Companies raising finance should also be subject to a reasonable level of disclosure and uphold governance standards in the interests of all stakeholders. Measures discussed in the listing review dilute some requirements and remove others that may not have been practical anyway. As ever, the challenge is not throwing out the baby with the bath water.

Broad benefits targeted by the review are to bring more initial public offerings to London (affording UK investors more choice of companies subject to their regulatory regime and with shares priced in sterling), as well as keeping enterprising British companies in their home market. When businesses list abroad, their centre of gravity shifts – headquarters, technological innovation and jobs eventually move.

Essentially the thrust of the listing review is that there is no point having the best standards of governance if the most exciting companies in the world are raising money elsewhere. Investors will follow the opportunities, so having more of the best in London still offers greater protection.

But what compromises are suggested? Firstly, in recognition of the fact many technology businesses are founder led, proposals include dual class share listings demarcating economic and voting rights. Voting is a cornerstone of stewardship and governance but giving up control of their businesses is a reason many founders prefer to continue raising finance privately.

Second, overhaul of the prospectus regime governing disclosures to investors has many cheerleaders, predictably from brokers like Peel Hunt who worked with the Quoted Companies Alliance to produce a lobbying document on the listing review. There is a widespread view that key information documents, especially related to IPOs, are so unwieldy that they discourage investors from reading them anyway.

Verbose tombs of health warnings might suffer from the law of diminishing returns past a few pages, but reducing their size is a different argument to easing financial disclosures. Facilitating more forward-looking information from growth businesses is not unreasonable, but clear explanation of what underpins assumptions and key risks to fulfilling them is essential.

For premium listings, the review recommends rules on the three-year track record of companies are relaxed. This includes that the stipulation for 75 per cent of an issuers’ business to be covered by financial records should apply only to the most recent financial period. Intuitively, the worry is due diligence may become lax. After all, public investors already have less information than the private financiers the new proposals in part aim to compete with.

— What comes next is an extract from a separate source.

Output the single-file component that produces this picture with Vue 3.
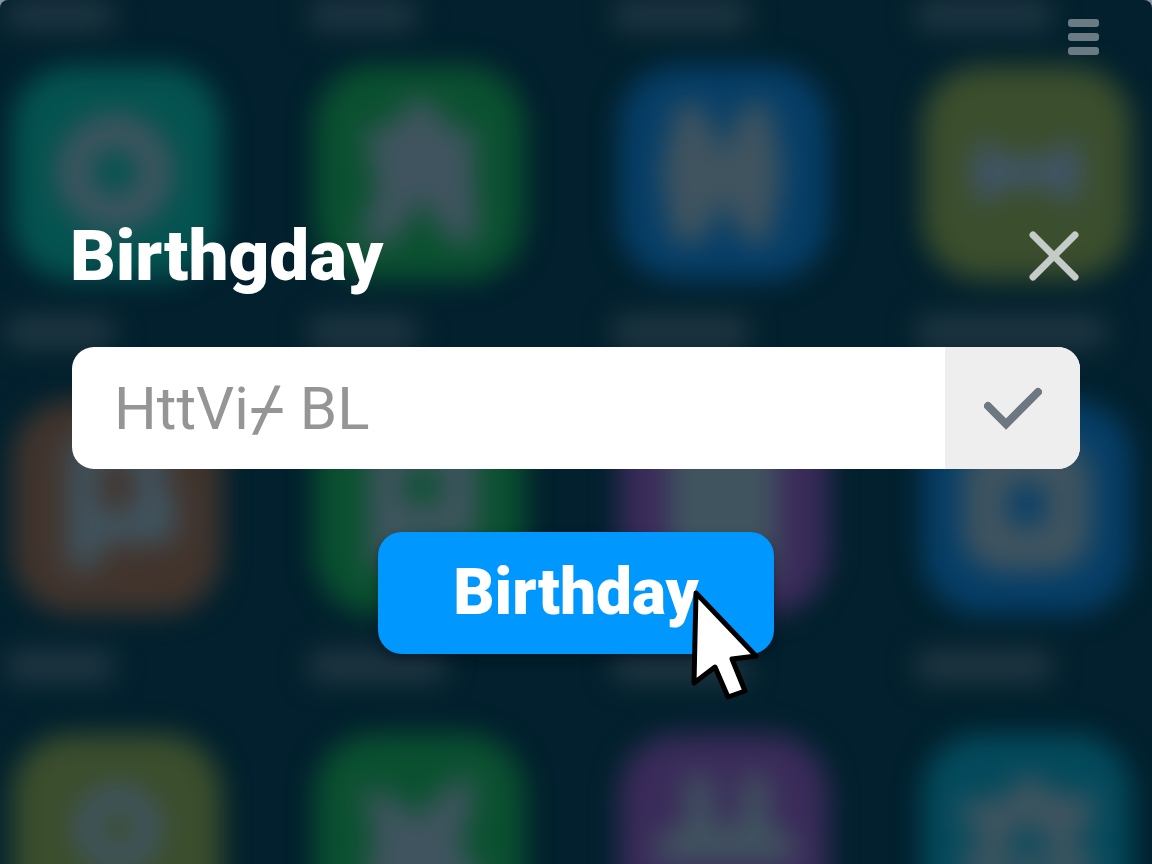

Private equity firms usually have boardroom representation which grants them visibility of the revenue lines and cost centres that decide a company’s earnings. Investors via public markets rarely have the same insight, so proposals to widen the looser revenue recognition requirements some scientific companies are bound by to more sectors, especially in technology and life sciences must be greeted with caution.

Crucially, it should be remembered that funding and founder autonomy aren’t the only benefits private owners bring to the party for many companies. Expertise and contacts may also be key reasons that businesses choose to sell stakes to PE firms and work with their General Practitioners, rather than the rules of a public listing. Relaxing the latter may have limited bearing on the decisions of some of the best businesses the UK Listing Review hopes to coax onto public markets.

Other sources of funding aren’t going away – an estimated $1.9tn of dry powder is waiting to be deployed by PE firms alone. There must be a danger that some of the companies tempted public by a lighter touch regulation end up being the ones that PEs are simply not interested in. Any proliferation of trash listings, even before you consider the potential drawbacks of special purpose acquisition companies (Spacs), may create conditions for the sort of crash that could put many new investors off for life.